In this work, the gel breaker concentration is recommended within the range from 0.2 wt% to 0.3 wt%, and the gel would be completely broken within 12 h. Moreover, the liquid was transparent and clear and no broken residue was observed after breaking. All this demonstrates that the TVP fracturing fluid is easily broken and would not cause damage to the reservoir after breaking and flowing back to the surface.

4 Conclusion

The rheological properties of TVP solutions were systematically studied, and the effects of temperature, salinity, shear rate as well as polymer concentration were examined. This TVP shows excellent salt-induced viscosifying ability and the corresponding mechanism was revealed, and then, it was used as a thickener to prepare the fracturing fluid whose performance was evaluated based on the conditions of the Jianghan inter-salt shale oil reservoir. It is found that this TVP shows a strong salt-induced viscosifying property, and the property is affected by several factors including temperature, shear rate, and polymer concentration.

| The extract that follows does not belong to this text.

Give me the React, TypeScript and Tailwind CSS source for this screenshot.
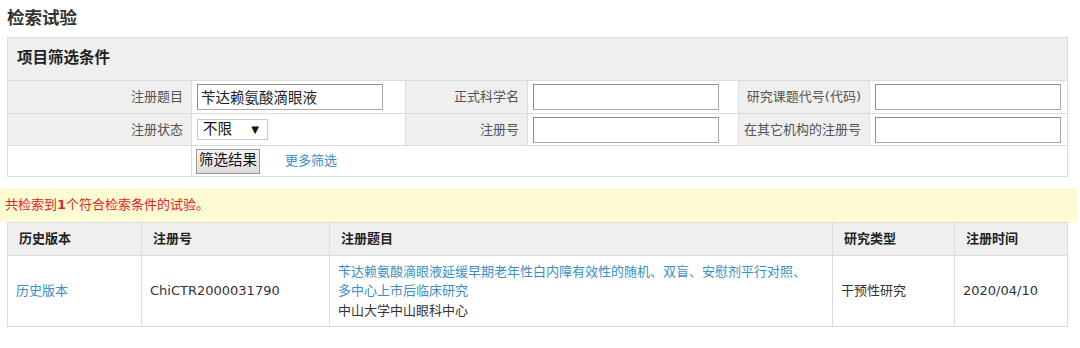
const font = { fontFamily: '"DejaVu Sans", "Noto Sans CJK SC", sans-serif' };

const Label = ({ text }: { text: string }) => (
  <td className="bg-[#efefef] border border-[#dcdcdc] text-right pr-2 text-[13px] text-[#555]">{text}</td>
);

const Field = ({ value, w = "w-[186px]" }: { value?: string; w?: string }) => (
  <td className="border border-[#dcdcdc] pl-[5px] bg-white">
    <input
      readOnly
      value={value ?? ""}
      className={`${w} h-[26px] border border-[#a9a9a9] border-t-[#8f8f8f] border-l-[#8f8f8f] px-[3px] text-[14.5px] text-[#222] outline-none`}
    />
  </td>
);

export default function App() {
  return (
    <div className="w-[1080px] h-[348px] bg-white text-[#333] overflow-hidden" style={font}>
      <h2 className="pl-[7px] pt-[7px] h-[37px] text-[17.5px] font-bold leading-[22px] text-[#333]">检索试验</h2>

      <table className="ml-[7px] w-[1060px] border-collapse table-fixed">
        <colgroup>
          <col className="w-[184px]" />
          <col className="w-[214px]" />
          <col className="w-[122px]" />
          <col className="w-[211px]" />
          <col className="w-[131px]" />
          <col className="w-[198px]" />
        </colgroup>
        <tbody>
          <tr className="h-[43px]">
            <td colSpan={6} className="bg-[#efefef] border border-[#dcdcdc] pl-[9px] text-[15.5px] font-bold text-[#222]">
              项目筛选条件
            </td>
          </tr>
          <tr className="h-[33px]">
            <Label text="注册题目" />
            <Field value="苄达赖氨酸滴眼液" />
            <Label text="正式科学名" />
            <Field />
            <Label text="研究课题代号(代码)" />
            <Field />
          </tr>
          <tr className="h-[32px]">
            <Label text="注册状态" />
            <td className="border border-[#dcdcdc] pl-[5px] bg-white">
              <div className="w-[71px] h-[21px] border border-[#c8c8c8] flex items-center justify-between pl-[5px] pr-[8px] text-[14.5px] text-[#111]">
                <span>不限</span>
                <span className="text-[10px]">▼</span>
              </div>
            </td>
            <Label text="注册号" />
            <Field />
            <Label text="在其它机构的注册号" />
            <Field />
          </tr>
          <tr className="h-[31px]">
            <td className="border border-[#dcdcdc] bg-white"></td>
            <td colSpan={5} className="border border-[#dcdcdc] bg-white pl-[4px]">
              <div className="flex items-center gap-[25px]">
                <button className="h-[25px] px-[2px] border border-[#9a9a9a] bg-gradient-to-b from-[#f4f4f4] to-[#dcdcdc] text-[14.5px] text-[#111]">
                  筛选结果
                </button>
                <a className="text-[13px] text-[#3b8fc4]">更多筛选</a>
              </div>
            </td>
          </tr>
        </tbody>
      </table>

      <div className="mt-[11px] w-[1077px] h-[34px] bg-[#fdfbd2] flex items-center pl-[5px] text-[13px] text-[#e02424]">
        共检索到<b className="font-bold">1</b>个符合检索条件的试验。
      </div>

      <table className="ml-[7px] w-[1060px] border-collapse table-fixed">
        <colgroup>
          <col className="w-[134px]" />
          <col className="w-[188px]" />
          <col className="w-[503px]" />
          <col className="w-[122px]" />
          <col className="w-[113px]" />
        </colgroup>
        <thead>
          <tr className="h-[33px] bg-[#efefef] text-[13px] font-bold text-[#222]">
            <th className="border border-[#dcdcdc] text-left pl-[11px] font-bold">历史版本</th>
            <th className="border border-[#dcdcdc] text-left pl-[11px] font-bold">注册号</th>
            <th className="border border-[#dcdcdc] text-left pl-[11px] font-bold">注册题目</th>
            <th className="border border-[#dcdcdc] text-left pl-[11px] font-bold">研究类型</th>
            <th className="border border-[#dcdcdc] text-left pl-[11px] font-bold">注册时间</th>
          </tr>
        </thead>
        <tbody>
          <tr className="h-[71px] text-[13px]">
            <td className="border border-[#dcdcdc] pl-[8px]">
              <a className="text-[#3b8fc4]">历史版本</a>
            </td>
            <td className="border border-[#dcdcdc] pl-[8px] text-[#333]">ChiCTR2000031790</td>
            <td className="border border-[#dcdcdc] pl-[8px] leading-[19.5px]">
              <a className="text-[#3b8fc4]">
                苄达赖氨酸滴眼液延缓早期老年性白内障有效性的随机、双盲、安慰剂平行对照、
                <br />
                多中心上市后临床研究
              </a>
              <br />
              <span className="text-[#333]">中山大学中山眼科中心</span>
            </td>
            <td className="border border-[#dcdcdc] pl-[8px] text-[#333]">干预性研究</td>
            <td className="border border-[#dcdcdc] pl-[8px] text-[#333]">2020/04/10</td>
          </tr>
        </tbody>
      </table>
    </div>
  );
}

The salt-induced viscosifying ability decreases when temperature and shear rate rise, but increases with the polymer concentration. Moreover, the salt-induced viscosifying mechanism of this TVP is ascribed to the enhanced solution polarity with the salt concentration, which promotes the formation of more hydrophobic associations between side chains. These increasing intermolecular hydrophobic domains would strengthen the 3D network structures resulting in an increase in viscosity. In addition, the TVP fracturing fluid formulated with saturated brine exhibits excellent temperature and shear resistance, sand-suspending performance, and gel-breaking performance. Its viscosity remains at a high level after being sheared for 1 h even at a high temperature of 140 °C and the sand-suspending stability can be maintained for more than 1 week at 100 °C. Furthermore, the fracturing fluid can be easily broken within 12 h using 0.2 wt%–0.3 wt% potassium persulfate without residue.